Provided data —

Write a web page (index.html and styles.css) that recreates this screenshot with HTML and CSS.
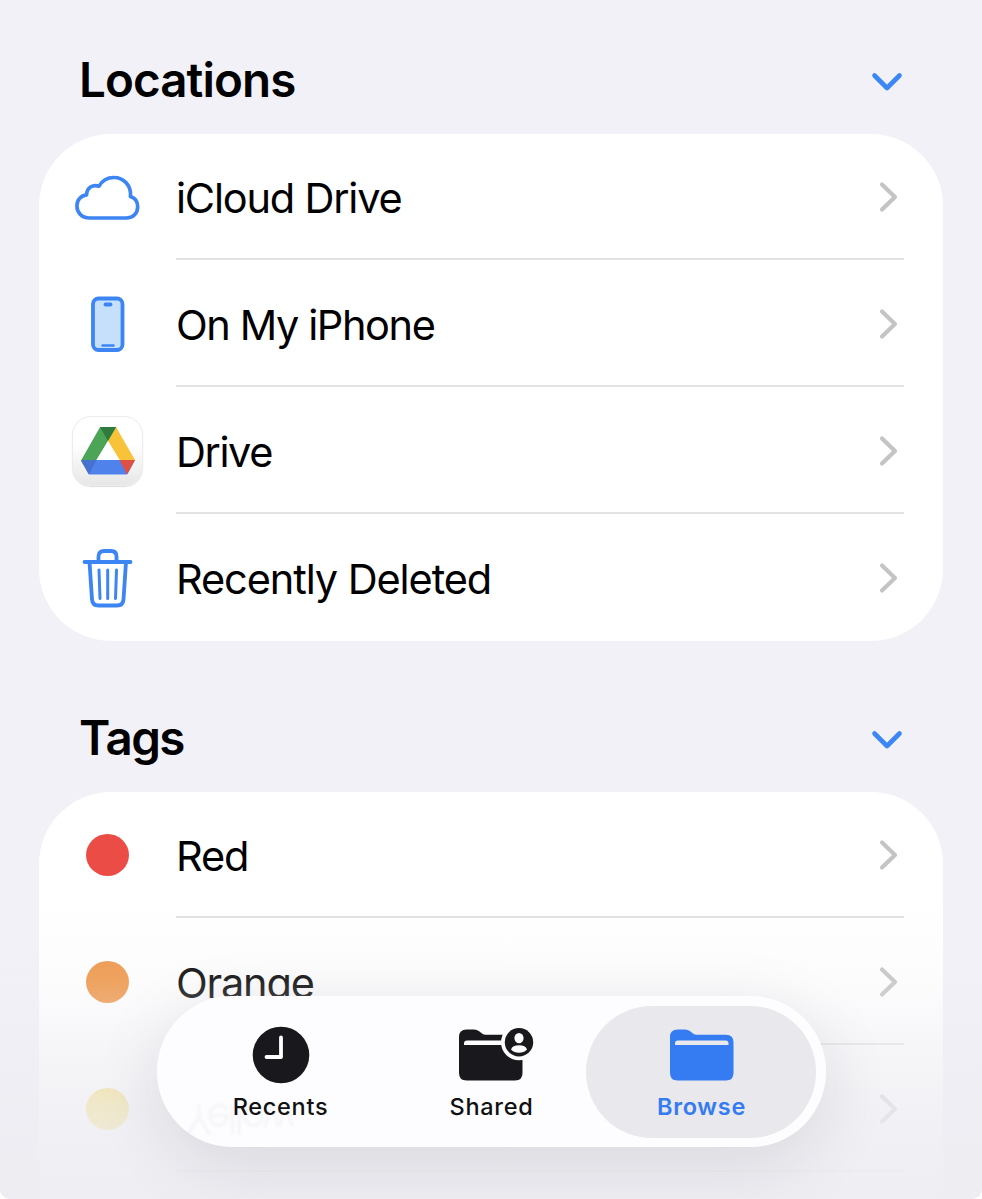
FILE: index.html
```html
<!DOCTYPE html>
<html lang="en">
<head>
<meta charset="utf-8">
<title>Browse</title>
<link rel="stylesheet" href="styles.css">
</head>
<body>
<svg class="defs" width="0" height="0" aria-hidden="true">
  <symbol id="chevron" viewBox="0 0 22 34"><path d="M4 4.500 L17 17 L4 29.500"/></symbol>
  <symbol id="down" viewBox="0 0 34 22"><path d="M4.500 4.500 L17 17 L29.500 4.500"/></symbol>
  <symbol id="folder" viewBox="0 0 64 52">
    <path d="M0 8 Q0 .5 7.500 .5 H15 Q18 .5 20.500 2.600 L23 4.600 Q24.500 5.800 27 5.800 H56 Q63.500 5.800 63.500 13.300 V44 Q63.500 51.500 56 51.500 H7.500 Q0 51.500 0 44 Z M5 16 H58.500 V14.500 Q58.500 11.500 55.500 11.500 H8 Q5 11.500 5 14.500 Z" fill-rule="evenodd"/>
  </symbol>
</svg>
<main class="screen">
  <header class="section-head section-head--first">
    <h2 class="title title--locations">Locations</h2>
    <svg class="toggle"><use href="#down"/></svg>
  </header>
  <ul class="card">
    <li class="row">
      <span class="icon icon--cloud"><svg class="line" width="66" height="47" viewBox="0 0 68 50" preserveAspectRatio="none"><path d="M16 46.800 C7.500 46.800 3 40.500 3 33.800 C3 27.500 7.200 22.800 13 22.200 C13 14.500 19.500 10.800 25.800 13 C29 7 34.500 3.700 41 3.700 C51 3.700 59.200 12 58.200 24 C62.600 25.500 65.600 29.500 65.600 34.800 C65.600 41.800 61 46.800 54 46.800 Z"/></svg></span>
      <span class="label drive">iCloud Drive</span><svg class="go"><use href="#chevron"/></svg>
    </li>
    <li class="row">
      <span class="icon"><svg class="line" width="36" height="58" viewBox="0 0 36 58"><rect x="3" y="3.500" width="29.500" height="51.500" rx="5.500" fill="#c6e0fc"/><path d="M15.500 9.500 H20.500"/><path class="bar" d="M12.500 50.500 H23.500"/></svg></span>
      <span class="label iphone">On My iPhone</span><svg class="go"><use href="#chevron"/></svg>
    </li>
    <li class="row">
      <span class="icon"><span class="app"><svg width="54" height="48" viewBox="0 0 54 48">
        <path d="M20 0 H34 Q35 0 35.500 1 L27 14 L15.500 33 L8 47 L.6 35 Q0 34 .6 32.500 L18.500 1 Q19 0 20 0 Z" fill="#4ca557"/>
        <path d="M35 0 L54 33 L46 47 L38.500 33 L27 14 Z" fill="#f8c338"/>
        <path d="M0 33 H54 L46.800 46.500 Q46.300 47.500 45 47.500 H9 Q7.700 47.500 7.200 46.500 Z" fill="#5082ec"/>
        <path d="M38.500 33 H54 L46 47.500 Z" fill="#dc5046"/>
        <path d="M0 33 H15.500 L8 47.500 Z" fill="#4771cf"/>
        <path d="M19 0 H35 L27 14 Z" fill="#2e7b3d"/>
        <path d="M27 14 L15.500 33 H38.500 Z" fill="#fff"/>
      </svg></span></span>
      <span class="label gdrive">Drive</span><svg class="go"><use href="#chevron"/></svg>
    </li>
    <li class="row">
      <span class="icon"><svg class="line trash" width="52" height="60" viewBox="0 0 52 60"><path d="M2.500 14 H48.500 M7.500 14 L10 51.500 Q10.500 57.500 16.500 57.500 H35 Q41 57.500 41.500 51.500 L44 14 M16.500 14 V8.500 Q16.500 3 22 3 H29 Q34.500 3 34.500 8.500 V14"/><path class="thin" d="M17 22 L18 50.500 M25.700 22 V50.500 M34.500 22 L33.500 50.500"/></svg></span>
      <span class="label deleted">Recently Deleted</span><svg class="go"><use href="#chevron"/></svg>
    </li>
  </ul>
  <header class="section-head">
    <h2 class="title title--tags">Tags</h2>
    <svg class="toggle"><use href="#down"/></svg>
  </header>
  <ul class="card">
    <li class="row"><span class="icon"><i class="dot red"></i></span><span class="label">Red</span><svg class="go"><use href="#chevron"/></svg></li>
    <li class="row"><span class="icon"><i class="dot orange"></i></span><span class="label">Orange</span><svg class="go"><use href="#chevron"/></svg></li>
    <li class="row"><span class="icon"><i class="dot yellow"></i></span><span class="label"></span><svg class="go"><use href="#chevron"/></svg></li>
    <li class="row"></li>
  </ul>
  <div class="fade"></div>
  <nav class="tabbar">
    <span class="reflection" aria-hidden="true">Yellow</span>
    <a class="tab tab--recents"><svg width="76" height="58" viewBox="0 0 76 58"><circle cx="38" cy="29" r="28.300"/><path d="M38 11.500 V31 H23.500" fill="none" stroke="#fff" stroke-width="3.800" stroke-linecap="round" stroke-linejoin="round"/></svg><span class="tab-label">Recents</span></a>
    <a class="tab tab--shared"><svg width="76" height="58" viewBox="0 0 76 58"><use href="#folder" x="5" y="3" width="64" height="52"/><circle cx="65" cy="16.300" r="18" fill="#fdfdff"/><circle cx="65" cy="16.300" r="14.200"/><ellipse cx="65" cy="12.100" rx="4.600" ry="5.200" fill="#fdfdff"/><path d="M57 23.500 Q58.500 19.300 65 19.300 Q71.500 19.300 73 23.500 Q70 26.800 65 26.800 Q60 26.800 57 23.500" fill="#fdfdff"/></svg><span class="tab-label">Shared</span></a>
    <a class="tab tab--active"><svg width="76" height="58" viewBox="0 0 76 58"><use href="#folder" x="6" y="3" width="64" height="52"/></svg><span class="tab-label">Browse</span></a>
  </nav>
</main>
</body>
</html>
```
FILE: styles.css
```css
* { box-sizing: border-box; }
html { background: #fff; }
body { margin: 0; font-family: Inter, "Liberation Sans", sans-serif; color: #000; }
.defs { position: absolute; }
.screen {
  position: relative;
  width: 982px;
  height: 1199px;
  overflow: hidden;
  padding: 0 39px;
  background: #f2f1f8;
  border-radius: 0 0 10px 10px;
}
.section-head {
  display: flex;
  align-items: center;
  justify-content: space-between;
  height: 151px;
  padding: 47px 39px 0 40px;
}
.section-head--first { height: 134px; padding-top: 30px; }
.title { margin: 0; font-size: 47.5px; line-height: 58px; font-weight: 600; letter-spacing: -0.9px; }
.title--tags { letter-spacing: -1.5px; }
.section-head .title { margin-top: -4px; }
.toggle { width: 34px; height: 22px; fill: none; stroke: #3b87f5; stroke-width: 4.6px; stroke-linecap: round; stroke-linejoin: round; }
.card { list-style: none; margin: 0; padding: 0; background: #fff; border-radius: 72px; height: 507px; }
.row { position: relative; display: flex; align-items: center; height: 127px; padding: 0 43px 2px 0; }
.row:not(:last-child)::after { content: ""; position: absolute; left: 137px; right: 39px; bottom: 1px; height: 2px; background: #e2e2e4; }
.icon { width: 137px; display: flex; justify-content: center; align-items: center; }
.icon--cloud { padding: 1px 2px 0 0; }
.label { flex: 1; font-size: 41.5px; line-height: 52px; letter-spacing: -1.2px; padding-top: 2px; }
.iphone { letter-spacing: -1.4px; }
.gdrive { letter-spacing: -1.4px; }
.deleted { letter-spacing: -1.1px; }
.go { width: 22px; height: 34px; fill: none; stroke: #c4c4c6; stroke-width: 4.2px; stroke-linecap: round; stroke-linejoin: round; }
.line { fill: none; stroke: #3d85f2; stroke-width: 3.8px; stroke-linecap: round; stroke-linejoin: round; }
.thin { stroke-width: 3px; }
.bar { stroke-width: 2.4px; }
.app { display: flex; justify-content: center; align-items: center; width: 71px; height: 70px; border-radius: 19px; background: linear-gradient(#fff 40%, #e7e7e8); border: 1px solid #ececee; box-shadow: 0 1px 1px #dcdcde; }
.dot { width: 43px; height: 42px; border-radius: 50%; }
.red { background: #eb4d46; }
.orange { background: #ee9443; }
.yellow { background: #f4d84a; }
.fade {
  position: absolute;
  inset: 900px 0 0;
  background: linear-gradient(rgba(238,237,242,0), rgba(238,237,242,.16) 27%, rgba(238,237,242,.5) 48%, rgba(238,237,242,.78) 70%, rgba(238,237,242,.96) 100%);
}
.tabbar {
  position: absolute;
  left: 156.5px;
  top: 996px;
  width: 669px;
  height: 151px;
  padding: 10px 10px 9px;
  display: grid;
  grid-template-columns: 229px 1fr 230px;
  border-radius: 76px;
  background: #fdfdff;
  overflow: hidden;
}
.fade::after {
  content: "";
  position: absolute;
  left: 157px;
  top: 96px;
  width: 669px;
  height: 151px;
  border-radius: 76px;
  box-shadow: 0 16px 70px rgba(30,30,45,.11);
}
.tab { display: flex; flex-direction: column; align-items: center; padding-top: 20px; border-radius: 66px; fill: #19191d; color: #111; }
.tab svg { overflow: visible; }
.tab--recents { padding-right: 1px; }
.tab--shared { padding-left: 2px; }
.tab--active { background: #e9e8ed; fill: #357bf1; color: #357bf1; padding-left: 2px; }
.tab-label { margin-top: 8px; font-size: 23.5px; line-height: 29px; font-weight: 500; letter-spacing: .7px; }
.tab--active .tab-label { font-weight: 600; }
.reflection { position: absolute; left: 28px; top: 97px; font-size: 42px; line-height: 52px; letter-spacing: -3.5px; color: rgba(60,60,80,.035); transform: scaleY(-1); filter: blur(.8px); }
```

Objective —
Count each line above in which the string "styles" appears, then state only the total.

Solution for this exercise —
3